▶ [DATA SHOWN]
§ §
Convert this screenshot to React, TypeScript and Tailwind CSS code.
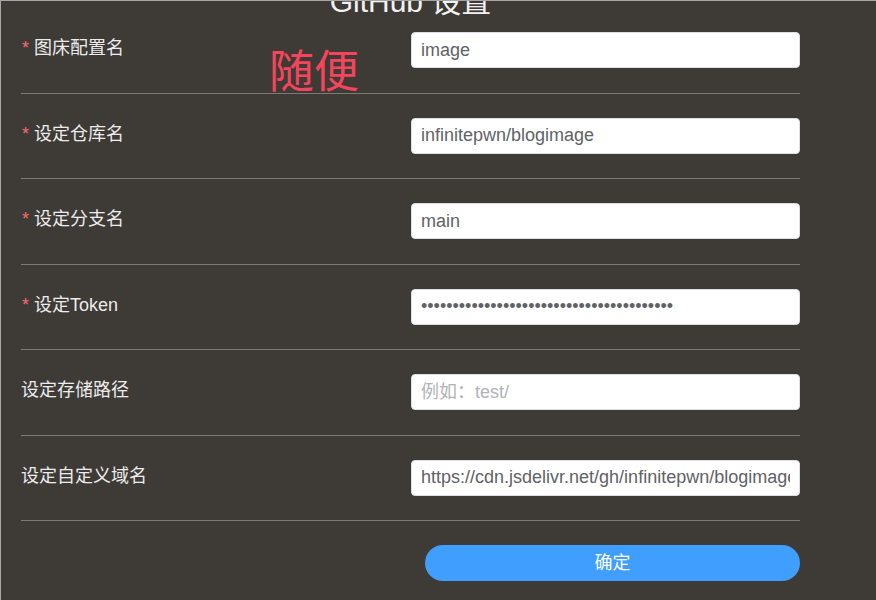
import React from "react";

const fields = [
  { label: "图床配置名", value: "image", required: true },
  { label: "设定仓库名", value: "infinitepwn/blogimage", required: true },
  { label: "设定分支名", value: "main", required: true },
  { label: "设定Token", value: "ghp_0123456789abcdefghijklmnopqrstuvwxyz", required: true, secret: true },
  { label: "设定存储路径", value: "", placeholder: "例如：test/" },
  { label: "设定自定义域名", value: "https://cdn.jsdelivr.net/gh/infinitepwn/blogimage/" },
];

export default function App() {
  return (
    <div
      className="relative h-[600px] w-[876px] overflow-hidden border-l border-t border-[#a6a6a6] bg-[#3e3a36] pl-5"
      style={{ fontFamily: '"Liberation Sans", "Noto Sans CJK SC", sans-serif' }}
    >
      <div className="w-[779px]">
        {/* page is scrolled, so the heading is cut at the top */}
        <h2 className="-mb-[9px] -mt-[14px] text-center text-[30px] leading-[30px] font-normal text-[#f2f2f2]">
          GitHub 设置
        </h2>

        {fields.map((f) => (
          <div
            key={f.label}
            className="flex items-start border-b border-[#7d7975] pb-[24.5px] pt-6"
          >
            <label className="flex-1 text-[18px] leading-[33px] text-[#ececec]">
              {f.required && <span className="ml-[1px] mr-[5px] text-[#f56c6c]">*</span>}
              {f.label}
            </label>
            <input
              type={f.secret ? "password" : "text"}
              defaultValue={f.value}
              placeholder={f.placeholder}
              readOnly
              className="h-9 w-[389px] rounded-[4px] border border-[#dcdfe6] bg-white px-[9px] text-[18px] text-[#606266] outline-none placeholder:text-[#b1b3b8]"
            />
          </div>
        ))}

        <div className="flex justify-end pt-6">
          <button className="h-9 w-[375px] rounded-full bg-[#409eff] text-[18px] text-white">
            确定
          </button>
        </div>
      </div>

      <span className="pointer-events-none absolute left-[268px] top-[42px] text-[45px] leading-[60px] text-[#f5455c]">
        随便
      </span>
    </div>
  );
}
§ §
▶ [WHAT TO PRODUCE]
Output exactly the span of lines from the top of the listing through the line holding "import React from", and leave every picture out.

▶ [THE REPLY]
Convert this screenshot to React, TypeScript and Tailwind CSS code.
import React from "react";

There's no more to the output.